Dr. Cyrus Mehta studied engineering at the Indian Institute of Technology, Bombay before obtaining his Ph.D. in Operations Research from MIT in 1973. He has taught at the University of Pittsburgh and at Harvard University, where he is currently Adjunct Professor of Biostatistics. He gives numerous short-courses and workshops at pharmaceutical companies, universities, and government agencies, both in the USA and overseas. For the past 15 years Dr. Mehta has concentrated his research activities on developing permutational algorithms which can be applied to nonparametric tests, to the analysis of contingency tables, and more generally to inference concerning the parameters of regression models for categorical data. These algorithms have made it computationally feasible to obtain accurate p-values and confidence intervals for small or unbalanced data sets and for sparse contingency tables. Dr. Mehta is co-founder and President of Cytel Software Corporation, Cambridge, Massachusetts. Dr. Mehta has published over 70 papers in journals like JASA, Biometrika and Biometrics. In February 2000 Dr. Mehta was honored with the Mosteller Statistician of the Year Award by the Boston Chapter of the American Statistical Association.

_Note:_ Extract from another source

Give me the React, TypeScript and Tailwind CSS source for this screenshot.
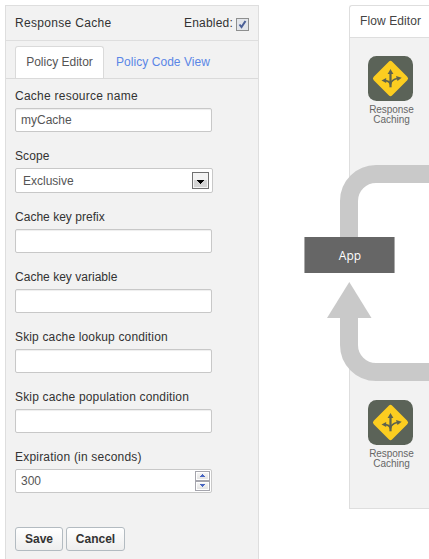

Dr. David F. Parkhurst is a professor in the Environmental Science Research Center of Indiana University's School of Public and Environmental Affairs. He earned his B.S. in applied mathematics at the University of Colorado in 1965, and his M.S. and Ph.D. degrees in plant ecology at the University of Wisconsin, Madison, the latter in 1970. He also studied botany at the University of Melbourne on a Fulbright fellowship in 1966, and was research scientist at the CSIRO Division of Atmospheric Physics, Aspendale, Australia (1970-1973). His research interests include the physiological ecology of plants, risk assessment for human exposures to microbes and toxic chemicals, and statistical methods for interpreting ecological and environmental data. His ecological work includes development of a mathematical model for diffusion of carbon dioxide and other gases in the interior of leaves. In risk analysis, he has investigated the use of decision trees for choosing among cleanup options at hazardous waste sites. In statistics, Prof. Parkhurst has published work on the advantages of arithmetic over geometric means for mass balance calculations, on determining mean concentrations of rare microbes (e.g., Cryptosporidium) in water supplies, and on how common uses of statistical hypothesis testing are often biased against environmental and public health protection. Dr. Parkhurst teaches graduate courses in applied mathematics, statistics, and scientific computing. In addition to his Indiana University appointment, he has held summer and sabbatical-leave appointments in the Advanced Study Program, National Center for Atmospheric Research, Boulder, CO (1976), Argonne National Laboratory, Argonne, IL (1980), Office of Research and Development, US EPA, Washington, DC (1982), Oak Ridge National Laboratory, Oak Ridge, TN (1984-1985), Australian National University, Canberra (1985), and Institute of Ecosystem Studies, Millbrook, NY (1990-1991), and New York City Department of Environmental Protection (1993-1995).